What it is
Spectacular Paris, Texas (1 of 2)
23 May 2007, 11:32

That's the joke Travis' father used to tell everyone: "She's from Paris," and after a little pause to allow whomever he was talking with to assume he meant Paris, France, he would end it, "Texas." Later, there came a variation of the joke, and that variation was in how he dropped the "Texas." In his eyes she was a fancy woman, even though in the eyes of others, including those of their eldest child, she was plain—just plain and good.

The tragedy, though, was that after so many tellings of the joke about his fancy wife, a fancy woman from Paris, either he finally convinced himself or their eldest child, Travis, finally recognized that he wasn't joking. In his mind, bad with boundaries and deranged by will, she was from Paris. After so many tellings of the joke he came to be Guy Debord's spectacular deluded zombie—the liar who has lied to himself. His reality was a deranged pastiche of images and was not reality.

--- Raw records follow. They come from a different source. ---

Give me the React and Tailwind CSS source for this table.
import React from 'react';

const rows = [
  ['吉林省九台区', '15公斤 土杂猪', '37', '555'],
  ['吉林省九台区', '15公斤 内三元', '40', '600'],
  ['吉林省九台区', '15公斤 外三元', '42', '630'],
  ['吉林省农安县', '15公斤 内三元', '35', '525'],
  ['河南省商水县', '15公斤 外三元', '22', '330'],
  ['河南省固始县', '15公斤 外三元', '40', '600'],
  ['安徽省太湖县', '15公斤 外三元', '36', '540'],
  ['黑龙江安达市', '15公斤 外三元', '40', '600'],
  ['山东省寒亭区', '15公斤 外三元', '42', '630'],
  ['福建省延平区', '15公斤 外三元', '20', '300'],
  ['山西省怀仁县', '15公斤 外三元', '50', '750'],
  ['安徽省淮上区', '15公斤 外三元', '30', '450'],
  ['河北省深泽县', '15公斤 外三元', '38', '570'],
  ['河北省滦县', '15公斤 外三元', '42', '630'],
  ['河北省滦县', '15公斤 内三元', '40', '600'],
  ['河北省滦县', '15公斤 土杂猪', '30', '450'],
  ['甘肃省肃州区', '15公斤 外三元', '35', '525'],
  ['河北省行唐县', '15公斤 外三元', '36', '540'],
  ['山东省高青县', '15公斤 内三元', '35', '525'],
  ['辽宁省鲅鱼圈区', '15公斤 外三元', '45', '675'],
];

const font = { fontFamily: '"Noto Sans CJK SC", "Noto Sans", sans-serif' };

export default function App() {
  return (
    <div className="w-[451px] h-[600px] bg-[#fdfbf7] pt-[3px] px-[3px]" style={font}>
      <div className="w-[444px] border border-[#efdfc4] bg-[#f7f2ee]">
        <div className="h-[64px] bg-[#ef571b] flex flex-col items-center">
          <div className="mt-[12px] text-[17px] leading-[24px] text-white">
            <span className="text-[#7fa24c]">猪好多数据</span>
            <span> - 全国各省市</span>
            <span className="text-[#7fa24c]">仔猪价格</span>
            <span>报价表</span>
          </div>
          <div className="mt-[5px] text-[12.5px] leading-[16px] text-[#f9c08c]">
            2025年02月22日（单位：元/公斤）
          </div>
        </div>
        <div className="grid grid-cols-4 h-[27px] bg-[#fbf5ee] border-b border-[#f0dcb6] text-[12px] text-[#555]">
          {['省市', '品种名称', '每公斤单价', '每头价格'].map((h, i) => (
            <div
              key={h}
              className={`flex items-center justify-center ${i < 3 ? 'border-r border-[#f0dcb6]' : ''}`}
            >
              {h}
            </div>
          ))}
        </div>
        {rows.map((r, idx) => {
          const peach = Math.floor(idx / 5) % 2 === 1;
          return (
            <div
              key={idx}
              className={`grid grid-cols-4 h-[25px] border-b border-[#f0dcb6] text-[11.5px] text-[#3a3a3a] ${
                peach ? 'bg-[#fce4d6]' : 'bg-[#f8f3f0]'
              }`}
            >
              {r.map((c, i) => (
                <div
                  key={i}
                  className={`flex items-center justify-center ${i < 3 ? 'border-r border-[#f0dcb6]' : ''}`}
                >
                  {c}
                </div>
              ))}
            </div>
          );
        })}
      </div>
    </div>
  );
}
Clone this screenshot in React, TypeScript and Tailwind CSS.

Travis explains all of this to his own son, Hunter, 128 miles outside of Houston, Texas, in a room connected to a laundromat. The room isn't a hotel room—probably because in a town so small and inauspicious a hotel would never be profitable—and is furnished with a couch covered with the kind of vinyl you could find in diner lobbies, a matching chair, a couple wooden folding chairs, a table too tall for any of the chairs set off against the wall, one larger TV and one smaller TV against opposite walls and facing one another, and a Coke machine, all under a naked bulb hanging on its cord. "Not a place to bring a fancy woman," Travis says, flumped drunk onto the couch. Having helped walk his father home from the bar and taken off his NASA jacket, Hunter, in the chair, says "What's a fancy woman?"

Because his mother once told him that she and his father first made love in Paris... Texas, Travis, later in life, buys a plot of land there, sight unseen. They sent him a picture. It's a plot of desert. In a bar in that town 128 miles outside of Houston he shows this picture to Hunter.

"What's that?"

"A vacant lot. I bought that land when we were all together, with your mama... I thought we might live there some day."

"Where?"

"Paris... Texas."

"Where's that?"

"Close to the Red River... Do you like it?"

Hunter shrugs and sighs. "You mean we'd live on dirt?"

Jane, Hunter's mama, did not want to live there. Because she was young and Travis was older and because he sacrificed a steady income to spend more time with her and because they had a child, Hunter, and because what Jane and Travis originally loved about the other had gradually devolved into pathetic, loathsome shades of it, and because Travis had taken to drink and become mean because Jane may or may not have been sharing sheets with strangers while he was away, to earn some money, Jane felt trapped, caged in. She dreamed of running away, but even in her dreams Travis always appeared and brought her back.

In that bar 128 miles outside of Houston, Travis finally threw away the image of the vacant lot he bought sight unseen in Paris, Texas.